Return each line of the records holding the string "Tailwind".

........

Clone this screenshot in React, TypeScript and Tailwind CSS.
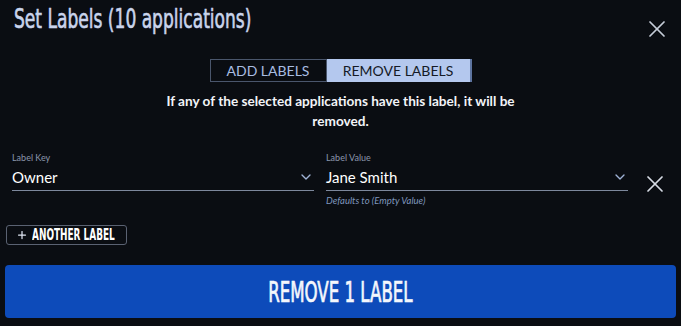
import { X, ChevronDown, Plus } from "lucide-react";

const lato = { fontFamily: "Lato, 'Open Sans', sans-serif" };

export default function App() {
  return (
    <div className="w-[681px] h-[326px] bg-[#0a0d12] text-white overflow-hidden" style={lato}>
      {/* header */}
      <div className="flex items-start justify-between pl-[14px] pr-[10px] h-[59px]">
        <h1 className="mt-[3px] [font-family:'DejaVu_Sans_Condensed','Liberation_Sans_Narrow',sans-serif] text-[26px] leading-[32px] text-[#c9d4ec] [-webkit-text-stroke:0.6px_#c9d4ec] origin-left scale-x-[0.73] whitespace-nowrap">
          Set Labels (10 applications)
        </h1>
        <button className="mt-[15px] text-[#c5ccd8]">
          <X size={28} strokeWidth={1.5} />
        </button>
      </div>

      {/* tabs */}
      <div className="flex justify-center">
        <div className="flex h-[23px] text-[14px] leading-none">
          <button className="w-[117px] border border-[#4a566c] text-[#a9bde2]">ADD LABELS</button>
          <button className="w-[145px] bg-[#b4c8ee] text-[#141a26] border-r-2 border-[#5d74a0]">REMOVE LABELS</button>
        </div>
      </div>
      <p className="mx-auto w-[370px] text-center text-[13.6px] font-bold leading-[20px] mt-[9px] text-[#f2f4f8]">
        If any of the selected applications have this label, it will be removed.
      </p>

      {/* label row */}
      <div className="flex items-start mt-[21px] pl-[12px]">
        <div className="w-[302px]">
          <div className="text-[9px] text-[#8a97ad] leading-[12px]">Label Key</div>
          <div className="flex items-center justify-between border-b border-[#7d889c] h-[27px]">
            <span className="text-[15px]">Owner</span>
            <ChevronDown size={16} className="text-[#9fb3d6]" strokeWidth={2} />
          </div>
        </div>
        <div className="w-[302px] ml-[12px]">
          <div className="text-[9px] text-[#8a97ad] leading-[12px]">Label Value</div>
          <div className="flex items-center justify-between border-b border-[#7d889c] h-[27px]">
            <span className="text-[15px]">Jane Smith</span>
            <ChevronDown size={16} className="text-[#9fb3d6]" strokeWidth={2} />
          </div>
          <div className="text-[9.5px] italic text-[#7f96bd] leading-[12px] mt-[4px]">Defaults to (Empty Value)</div>
        </div>
        <button className="ml-[13px] mt-[18px] text-[#d6dbe4]">
          <X size={28} strokeWidth={1.5} />
        </button>
      </div>

      {/* another label */}
      <div className="pl-[6px] mt-[18px]">
        <button className="flex items-center gap-[4px] h-[20px] w-[121px] pl-[9px] border border-[#5a6272] rounded-[3px] overflow-hidden">
          <Plus size={12} strokeWidth={2.5} className="shrink-0 text-[#dfe6f2]" />
          <span className="[font-family:'DejaVu_Sans_Condensed','Liberation_Sans_Narrow',sans-serif] font-bold text-[16px] leading-none origin-left scale-x-[0.62] whitespace-nowrap">
            ANOTHER LABEL
          </span>
        </button>
      </div>

      {/* submit */}
      <div className="px-[5px] mt-[20px]">
        <button className="w-full h-[53px] rounded-[4px] bg-[#0d4bba] flex items-center justify-center pt-[3px]">
          <span className="[font-family:'DejaVu_Sans_Condensed','Liberation_Sans_Narrow',sans-serif] text-[28px] leading-none [-webkit-text-stroke:0.7px_#f4f7fc] scale-x-[0.66] whitespace-nowrap text-[#f4f7fc]">
            REMOVE 1 LABEL
          </span>
        </button>
      </div>
    </div>
  );
}
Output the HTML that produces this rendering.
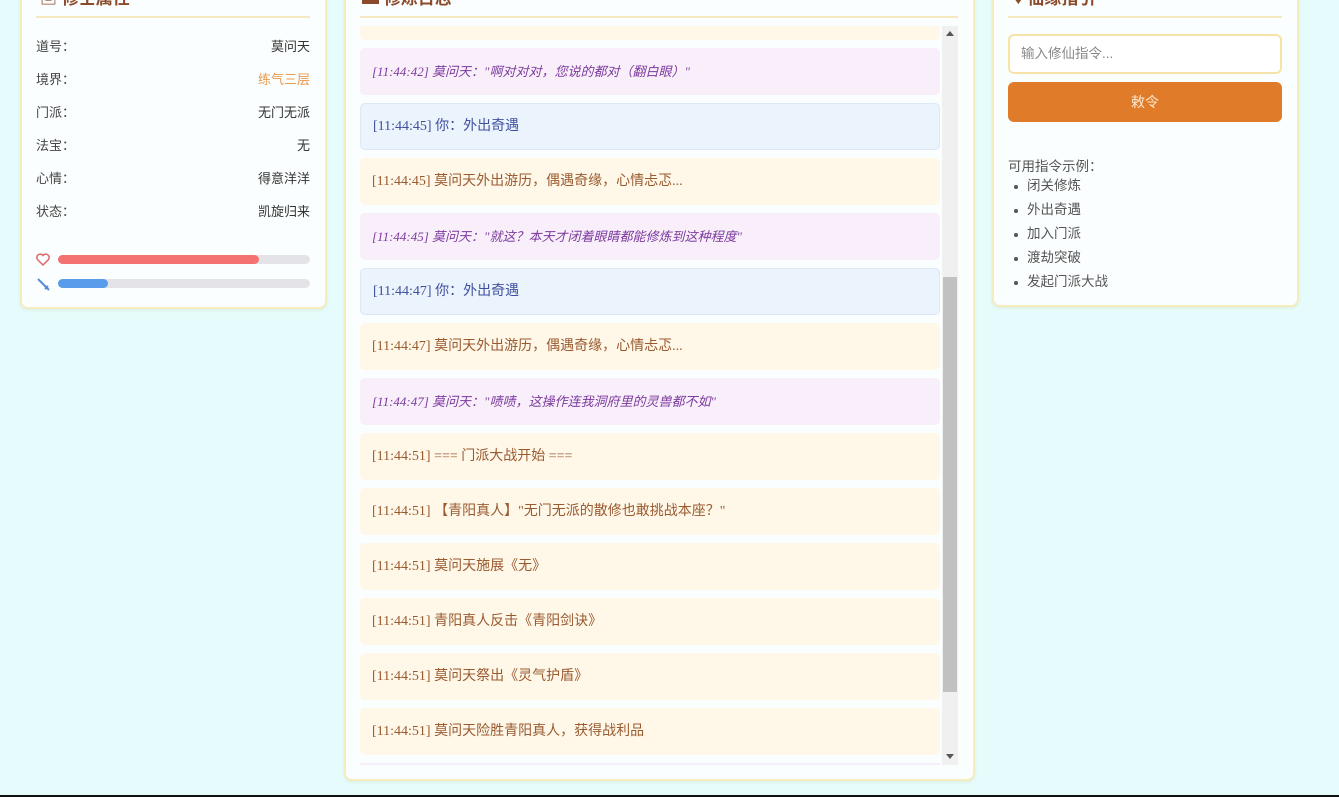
<!DOCTYPE html>
<html><head><meta charset="utf-8"><style>
*{box-sizing:border-box;margin:0;padding:0}
body{width:1339px;height:797px;overflow:hidden;background:#e6fcfc;position:relative;font-family:"Liberation Serif","Noto Sans CJK SC",serif;}
.panel{position:absolute;background:#fbfefe;border:2px solid #f5ecc0;border-radius:8px;box-shadow:0 1px 3px rgba(200,190,120,.25)}
.hline{position:absolute;height:2px;background:#f6e9c2}
.title{position:absolute;top:-16px;font-size:17px;font-weight:bold;color:#8b4a2a;font-family:"Liberation Sans","Noto Sans CJK SC",sans-serif}
.row{position:absolute;left:36px;width:274px;font-size:13px;color:#444;font-family:"Liberation Sans","Noto Sans CJK SC",sans-serif}
.row span{float:right;color:#333}
.bar{position:absolute;left:58px;width:252px;height:9px;border-radius:5px;background:#e4e4e8}
.bar i{display:block;height:9px;border-radius:5px}
.e{position:absolute;left:360px;width:580px;height:47px;border-radius:5px;padding-left:12px;line-height:47px;font-size:14px;white-space:nowrap}
.y{background:#fff8e8;color:#9a5a30}
.p{background:#f8effa;color:#7c3a9e;font-style:italic;font-size:13px}
.b{background:#ebf3fc;color:#4050a0;border:1px solid #dbe8f6;line-height:45px}
ul{position:absolute;left:1012px;top:174px;list-style:none;font-size:13.5px;color:#555;font-family:"Liberation Sans","Noto Sans CJK SC",sans-serif}
ul li{height:24px;line-height:24px;padding-left:15px;position:relative}
ul li:before{content:"";position:absolute;left:2px;top:11px;width:4px;height:4px;border-radius:2px;background:#555}
</style></head><body>
<div class="panel" style="left:20px;top:-30px;width:307px;height:339px"></div>
<div class="title" style="left:40px">▣ 修士属性</div>
<div class="hline" style="left:36px;top:16px;width:274px"></div>
<div class="row" style="top:36px">道号：<span>莫问天</span></div>
<div class="row" style="top:69px">境界：<span style="color:#e89a50">练气三层</span></div>
<div class="row" style="top:102px">门派：<span>无门无派</span></div>
<div class="row" style="top:135px">法宝：<span>无</span></div>
<div class="row" style="top:168px">心情：<span>得意洋洋</span></div>
<div class="row" style="top:201px">状态：<span>凯旋归来</span></div>
<svg style="position:absolute;left:36px;top:253px" width="14" height="13" viewBox="0 0 14 13"><path d="M7 12 L1.5 6.5 A3 3 0 0 1 7 2.5 A3 3 0 0 1 12.5 6.5 Z" fill="none" stroke="#e06868" stroke-width="1.5"/></svg>
<div class="bar" style="top:255px"><i style="width:201px;background:#f57272"></i></div>
<svg style="position:absolute;left:36px;top:277px" width="14" height="14" viewBox="0 0 14 14"><path d="M2 2 L10 10 M9 12 L12 9 M11 11 L13 13" stroke="#5a8ad8" stroke-width="2"/></svg>
<div class="bar" style="top:279px"><i style="width:50px;background:#5a9cec"></i></div>

<div class="panel" style="left:344px;top:-30px;width:631px;height:811px"></div>
<div class="title" style="left:362px">▬ 修炼日志</div>
<div class="hline" style="left:360px;top:16px;width:598px"></div>
<div class="e p" style="top:48px">[11:44:42] 莫问天："啊对对对，您说的都对（翻白眼）"</div>
<div class="e b" style="top:103px">[11:44:45] 你：外出奇遇</div>
<div class="e y" style="top:158px">[11:44:45] 莫问天外出游历，偶遇奇缘，心情忐忑...</div>
<div class="e p" style="top:213px">[11:44:45] 莫问天："就这？本天才闭着眼睛都能修炼到这种程度"</div>
<div class="e b" style="top:268px">[11:44:47] 你：外出奇遇</div>
<div class="e y" style="top:323px">[11:44:47] 莫问天外出游历，偶遇奇缘，心情忐忑...</div>
<div class="e p" style="top:378px">[11:44:47] 莫问天："啧啧，这操作连我洞府里的灵兽都不如"</div>
<div class="e y" style="top:433px">[11:44:51] === 门派大战开始 ===</div>
<div class="e y" style="top:488px">[11:44:51] 【青阳真人】"无门无派的散修也敢挑战本座？"</div>
<div class="e y" style="top:543px">[11:44:51] 莫问天施展《无》</div>
<div class="e y" style="top:598px">[11:44:51] 青阳真人反击《青阳剑诀》</div>
<div class="e y" style="top:653px">[11:44:51] 莫问天祭出《灵气护盾》</div>
<div class="e y" style="top:708px">[11:44:51] 莫问天险胜青阳真人，获得战利品</div>
<div style="position:absolute;left:360px;top:763px;width:580px;height:2px;background:#f6eefa"></div>
<div style="position:absolute;left:360px;top:26px;width:580px;height:14px;background:#fff8e8;border-radius:0 0 5px 5px"></div>
<div style="position:absolute;left:942px;top:26px;width:16px;height:739px;background:#f0f0f0"></div>
<div style="position:absolute;left:943px;top:277px;width:14px;height:415px;background:#c1c1c1"></div>
<div style="position:absolute;left:946px;top:31px;width:0;height:0;border:4px solid transparent;border-bottom:5px solid #555;border-top:0"></div>
<div style="position:absolute;left:946px;top:754px;width:0;height:0;border:4px solid transparent;border-top:5px solid #555;border-bottom:0"></div>

<div class="panel" style="left:992px;top:-30px;width:307px;height:337px"></div>
<div class="title" style="left:1014px">♦ 仙缘指引</div>
<div class="hline" style="left:1008px;top:16px;width:274px"></div>
<div style="position:absolute;left:1008px;top:34px;width:274px;height:40px;border:2px solid #f6e3a8;border-radius:6px;background:#fff;font-size:13.5px;color:#888;line-height:36px;padding-left:11px;font-family:'Liberation Sans','Noto Sans CJK SC',sans-serif">输入修仙指令...</div>
<div style="position:absolute;left:1008px;top:82px;width:274px;height:40px;border-radius:6px;background:#e07b2a;color:#fde8d0;text-align:center;line-height:40px;font-size:14px;font-family:'Liberation Sans','Noto Sans CJK SC',sans-serif">敕令</div>
<div style="position:absolute;left:1008px;top:155px;font-size:13.5px;color:#555;font-family:'Liberation Sans','Noto Sans CJK SC',sans-serif">可用指令示例：</div>
<ul><li>闭关修炼</li><li>外出奇遇</li><li>加入门派</li><li>渡劫突破</li><li>发起门派大战</li></ul>
<div style="position:absolute;left:0;top:795px;width:1339px;height:2px;background:#111"></div>
</body></html>
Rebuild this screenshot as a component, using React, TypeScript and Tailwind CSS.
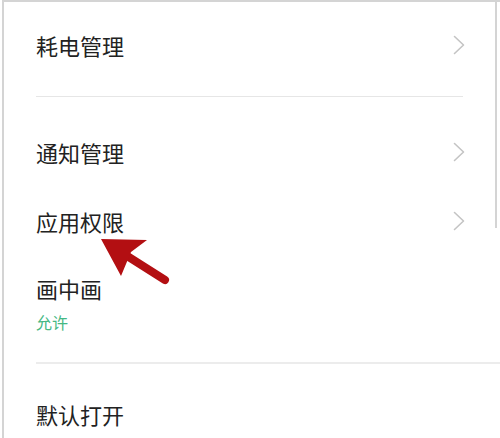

........

#### Solution below:
Clone this screenshot in React, TypeScript and Tailwind CSS.
Rebuild this screenshot as a component, using React, TypeScript and Tailwind CSS.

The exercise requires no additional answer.